GOAL:
Without the pictures, return all of the material exactly as written.

DATA SECTION:
━━━

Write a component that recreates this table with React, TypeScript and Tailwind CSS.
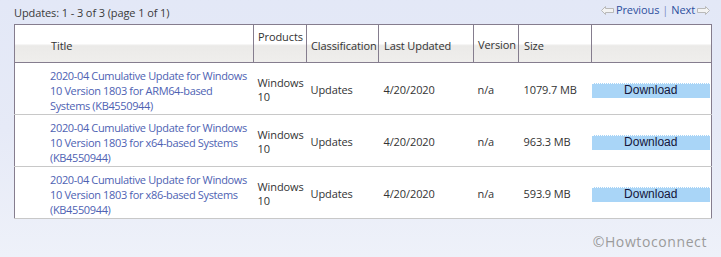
import React from 'react';

type Update = { title: string; size: string };

const updates: Update[] = [
  { title: '2020-04 Cumulative Update for Windows 10 Version 1803 for ARM64-based Systems (KB4550944)', size: '1079.7 MB' },
  { title: '2020-04 Cumulative Update for Windows 10 Version 1803 for x64-based Systems (KB4550944)', size: '963.3 MB' },
  { title: '2020-04 Cumulative Update for Windows 10 Version 1803 for x86-based Systems (KB4550944)', size: '593.9 MB' },
];

function LeftArrow() {
  return (
    <svg width="13" height="9" viewBox="0 0 13 9" className="mr-[2px]">
      <path d="M0.5 4.5 L4.5 0.5 V2.5 H12.5 V6.5 H4.5 V8.5 Z" fill="#f3f3f3" stroke="#b9b9b9" strokeWidth="1" />
    </svg>
  );
}

function RightArrow() {
  return (
    <svg width="13" height="9" viewBox="0 0 13 9" className="ml-[2px]">
      <path d="M12.5 4.5 L8.5 0.5 V2.5 H0.5 V6.5 H8.5 V8.5 Z" fill="#f3f3f3" stroke="#b9b9b9" strokeWidth="1" />
    </svg>
  );
}

export default function App() {
  return (
    <div
      className="w-[721px] h-[257px] overflow-hidden bg-gradient-to-b from-[#e3e8f7] via-[#e6eaf7] to-[#eef1f9] text-[#333] text-[11px] tracking-[-0.1px] pl-[14px] pr-[11px] pt-[3px]"
      style={{ fontFamily: '"Open Sans", "Noto Sans", sans-serif' }}
    >
      <div className="flex justify-between items-center h-[21px]">
        <span className="text-[#3a3a3a]">Updates: 1 - 3 of 3 (page 1 of 1)</span>
        <div className="flex items-center text-[#2d4f9e] mt-[-6px]">
          <LeftArrow />
          <span>Previous</span>
          <span className="mx-[3px] text-[#7a8fc4]">|</span>
          <span>Next</span>
          <RightArrow />
        </div>
      </div>

      <table className="table-fixed border-collapse w-[697px] bg-white border border-[#857d8e]">
        <colgroup>
          <col className="w-[239px]" />
          <col className="w-[53px]" />
          <col className="w-[72px]" />
          <col className="w-[95px]" />
          <col className="w-[45px]" />
          <col className="w-[73px]" />
          <col className="w-[120px]" />
        </colgroup>
        <thead>
          <tr className="h-[38px] bg-[linear-gradient(to_bottom,#ffffff_0%,#ffffff_50%,#ebeae8_56%,#efeeec_100%)] border-b border-[#857d8e] text-left">
            <th className="font-normal pl-[36px] pt-[6px] border-r border-[#857d8e]">Title</th>
            <th className="font-normal pl-[4px] align-top pt-[4px] border-r border-[#857d8e]">Products</th>
            <th className="font-normal pl-[4px] pt-[5px] border-r border-[#857d8e]">Classification</th>
            <th className="font-normal pl-[5px] pt-[6px] border-r border-[#857d8e]">Last Updated</th>
            <th className="font-normal pl-[4px] pt-[3px] border-r border-[#857d8e]">Version</th>
            <th className="font-normal pl-[5px] pt-[6px] border-r border-[#857d8e]">Size</th>
            <th className="font-normal"></th>
          </tr>
        </thead>
        <tbody>
          {updates.map((u, i) => (
            <tr key={i} className="h-[52px] border-b border-[#c8c8c8] [&>td]:pt-[3px]">
              <td className="pl-[35px] pr-0 leading-[15px] tracking-[-0.35px] text-[#4e62b3]">{u.title}</td>
              <td className="pl-[4px] leading-[14px]">Windows<br />10</td>
              <td className="pl-[4px]">Updates</td>
              <td className="pl-[5px]">4/20/2020</td>
              <td className="pl-[4px]">n/a</td>
              <td className="pl-[5px]">{u.size}</td>
              <td className="pr-[1px]">
                <div className="h-[15px] bg-[#a9d5f7] border-t border-dotted border-white text-center text-[#16163a] text-[12px] leading-[13px] tracking-normal"
                  style={{ fontFamily: '"Liberation Sans", Arial, sans-serif' }}>
                  Download
                </div>
              </td>
            </tr>
          ))}
        </tbody>
      </table>

      <div className="flex justify-end pr-[3px] mt-[12px] text-[14px] text-[#9b9b9b] tracking-[0.6px]">©Howtoconnect</div>
    </div>
  );
}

━━━

WRITTEN REPLY:
Write a component that recreates this table with React, TypeScript and Tailwind CSS.
import React from 'react';

type Update = { title: string; size: string };

const updates: Update[] = [
  { title: '2020-04 Cumulative Update for Windows 10 Version 1803 for ARM64-based Systems (KB4550944)', size: '1079.7 MB' },
  { title: '2020-04 Cumulative Update for Windows 10 Version 1803 for x64-based Systems (KB4550944)', size: '963.3 MB' },
  { title: '2020-04 Cumulative Update for Windows 10 Version 1803 for x86-based Systems (KB4550944)', size: '593.9 MB' },
];

function LeftArrow() {
  return (
    <svg width="13" height="9" viewBox="0 0 13 9" className="mr-[2px]">
      <path d="M0.5 4.5 L4.5 0.5 V2.5 H12.5 V6.5 H4.5 V8.5 Z" fill="#f3f3f3" stroke="#b9b9b9" strokeWidth="1" />
    </svg>
  );
}

function RightArrow() {
  return (
    <svg width="13" height="9" viewBox="0 0 13 9" className="ml-[2px]">
      <path d="M12.5 4.5 L8.5 0.5 V2.5 H0.5 V6.5 H8.5 V8.5 Z" fill="#f3f3f3" stroke="#b9b9b9" strokeWidth="1" />
    </svg>
  );
}

export default function App() {
  return (
    <div
      className="w-[721px] h-[257px] overflow-hidden bg-gradient-to-b from-[#e3e8f7] via-[#e6eaf7] to-[#eef1f9] text-[#333] text-[11px] tracking-[-0.1px] pl-[14px] pr-[11px] pt-[3px]"
      style={{ fontFamily: '"Open Sans", "Noto Sans", sans-serif' }}
    >
      <div className="flex justify-between items-center h-[21px]">
        <span className="text-[#3a3a3a]">Updates: 1 - 3 of 3 (page 1 of 1)</span>
        <div className="flex items-center text-[#2d4f9e] mt-[-6px]">
          <LeftArrow />
          <span>Previous</span>
          <span className="mx-[3px] text-[#7a8fc4]">|</span>
          <span>Next</span>
          <RightArrow />
        </div>
      </div>

      <table className="table-fixed border-collapse w-[697px] bg-white border border-[#857d8e]">
        <colgroup>
          <col className="w-[239px]" />
          <col className="w-[53px]" />
          <col className="w-[72px]" />
          <col className="w-[95px]" />
          <col className="w-[45px]" />
          <col className="w-[73px]" />
          <col className="w-[120px]" />
        </colgroup>
        <thead>
          <tr className="h-[38px] bg-[linear-gradient(to_bottom,#ffffff_0%,#ffffff_50%,#ebeae8_56%,#efeeec_100%)] border-b border-[#857d8e] text-left">
            <th className="font-normal pl-[36px] pt-[6px] border-r border-[#857d8e]">Title</th>
            <th className="font-normal pl-[4px] align-top pt-[4px] border-r border-[#857d8e]">Products</th>
            <th className="font-normal pl-[4px] pt-[5px] border-r border-[#857d8e]">Classification</th>
            <th className="font-normal pl-[5px] pt-[6px] border-r border-[#857d8e]">Last Updated</th>
            <th className="font-normal pl-[4px] pt-[3px] border-r border-[#857d8e]">Version</th>
            <th className="font-normal pl-[5px] pt-[6px] border-r border-[#857d8e]">Size</th>
            <th className="font-normal"></th>
          </tr>
        </thead>
        <tbody>
          {updates.map((u, i) => (
            <tr key={i} className="h-[52px] border-b border-[#c8c8c8] [&>td]:pt-[3px]">
              <td className="pl-[35px] pr-0 leading-[15px] tracking-[-0.35px] text-[#4e62b3]">{u.title}</td>
              <td className="pl-[4px] leading-[14px]">Windows<br />10</td>
              <td className="pl-[4px]">Updates</td>
              <td className="pl-[5px]">4/20/2020</td>
              <td className="pl-[4px]">n/a</td>
              <td className="pl-[5px]">{u.size}</td>
              <td className="pr-[1px]">
                <div className="h-[15px] bg-[#a9d5f7] border-t border-dotted border-white text-center text-[#16163a] text-[12px] leading-[13px] tracking-normal"
                  style={{ fontFamily: '"Liberation Sans", Arial, sans-serif' }}>
                  Download
                </div>
              </td>
            </tr>
          ))}
        </tbody>
      </table>

      <div className="flex justify-end pr-[3px] mt-[12px] text-[14px] text-[#9b9b9b] tracking-[0.6px]">©Howtoconnect</div>
    </div>
  );
}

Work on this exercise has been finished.